● **WHAT YOU HAVE TO DO**:
Please list all lines of the material below in which the string "styles" occurs.

[start]

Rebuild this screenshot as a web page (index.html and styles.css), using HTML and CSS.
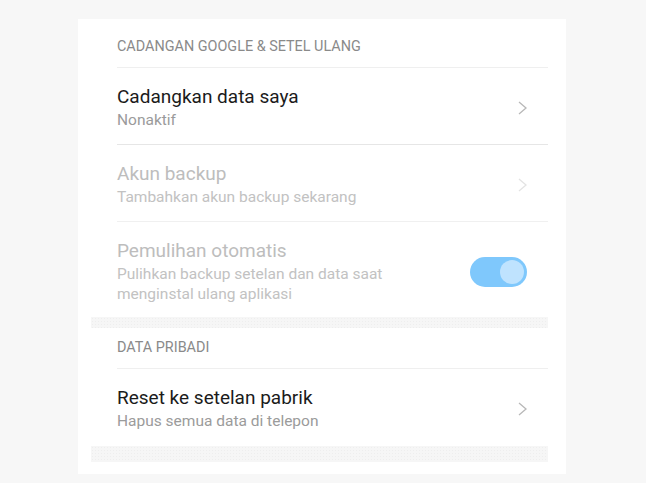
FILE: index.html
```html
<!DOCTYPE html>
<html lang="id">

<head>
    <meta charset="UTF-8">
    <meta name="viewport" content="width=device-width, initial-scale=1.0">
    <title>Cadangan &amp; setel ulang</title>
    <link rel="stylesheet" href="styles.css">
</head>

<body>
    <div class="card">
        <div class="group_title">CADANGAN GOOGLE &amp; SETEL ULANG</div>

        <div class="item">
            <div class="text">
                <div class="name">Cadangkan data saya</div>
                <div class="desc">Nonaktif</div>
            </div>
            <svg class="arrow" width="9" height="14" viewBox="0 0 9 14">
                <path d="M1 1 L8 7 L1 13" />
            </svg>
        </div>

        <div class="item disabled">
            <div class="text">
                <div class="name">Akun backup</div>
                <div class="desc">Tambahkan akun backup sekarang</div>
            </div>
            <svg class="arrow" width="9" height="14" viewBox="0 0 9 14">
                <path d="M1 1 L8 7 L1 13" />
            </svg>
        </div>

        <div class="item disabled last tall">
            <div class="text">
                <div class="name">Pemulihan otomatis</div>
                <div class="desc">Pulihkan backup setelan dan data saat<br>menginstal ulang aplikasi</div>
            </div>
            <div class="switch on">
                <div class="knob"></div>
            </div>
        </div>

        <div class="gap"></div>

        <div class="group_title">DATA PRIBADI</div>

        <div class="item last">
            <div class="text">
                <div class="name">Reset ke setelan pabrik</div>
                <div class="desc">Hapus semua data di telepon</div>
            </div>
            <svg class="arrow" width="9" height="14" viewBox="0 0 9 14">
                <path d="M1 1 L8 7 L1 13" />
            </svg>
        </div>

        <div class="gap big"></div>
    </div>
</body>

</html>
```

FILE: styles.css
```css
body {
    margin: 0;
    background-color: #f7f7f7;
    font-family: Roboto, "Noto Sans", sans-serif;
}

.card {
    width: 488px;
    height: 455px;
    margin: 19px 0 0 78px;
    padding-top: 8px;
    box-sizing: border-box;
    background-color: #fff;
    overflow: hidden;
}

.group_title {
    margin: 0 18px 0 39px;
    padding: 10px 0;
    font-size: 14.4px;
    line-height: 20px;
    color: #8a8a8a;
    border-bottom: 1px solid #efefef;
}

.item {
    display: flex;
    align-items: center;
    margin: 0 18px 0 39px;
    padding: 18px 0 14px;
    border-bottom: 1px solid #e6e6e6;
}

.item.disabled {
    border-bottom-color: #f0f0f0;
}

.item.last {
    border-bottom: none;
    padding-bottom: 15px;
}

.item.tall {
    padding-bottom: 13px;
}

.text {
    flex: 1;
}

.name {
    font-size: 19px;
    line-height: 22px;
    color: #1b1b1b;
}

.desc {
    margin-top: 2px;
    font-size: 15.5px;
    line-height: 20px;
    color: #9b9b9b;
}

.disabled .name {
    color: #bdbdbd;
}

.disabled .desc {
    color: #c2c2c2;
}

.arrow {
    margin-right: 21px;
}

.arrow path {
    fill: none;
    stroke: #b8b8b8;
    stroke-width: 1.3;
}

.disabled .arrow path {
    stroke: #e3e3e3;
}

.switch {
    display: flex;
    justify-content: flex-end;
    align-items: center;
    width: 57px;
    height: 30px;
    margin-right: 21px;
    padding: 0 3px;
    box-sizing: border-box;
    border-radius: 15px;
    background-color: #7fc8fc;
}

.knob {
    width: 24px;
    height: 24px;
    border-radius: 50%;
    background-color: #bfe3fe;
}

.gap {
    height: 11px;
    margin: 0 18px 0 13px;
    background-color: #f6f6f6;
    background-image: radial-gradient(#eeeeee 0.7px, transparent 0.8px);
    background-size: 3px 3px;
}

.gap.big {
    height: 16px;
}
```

[end]

● **EXPECTED ANSWER**:
Rebuild this screenshot as a web page (index.html and styles.css), using HTML and CSS.
    <link rel="stylesheet" href="styles.css">
FILE: styles.css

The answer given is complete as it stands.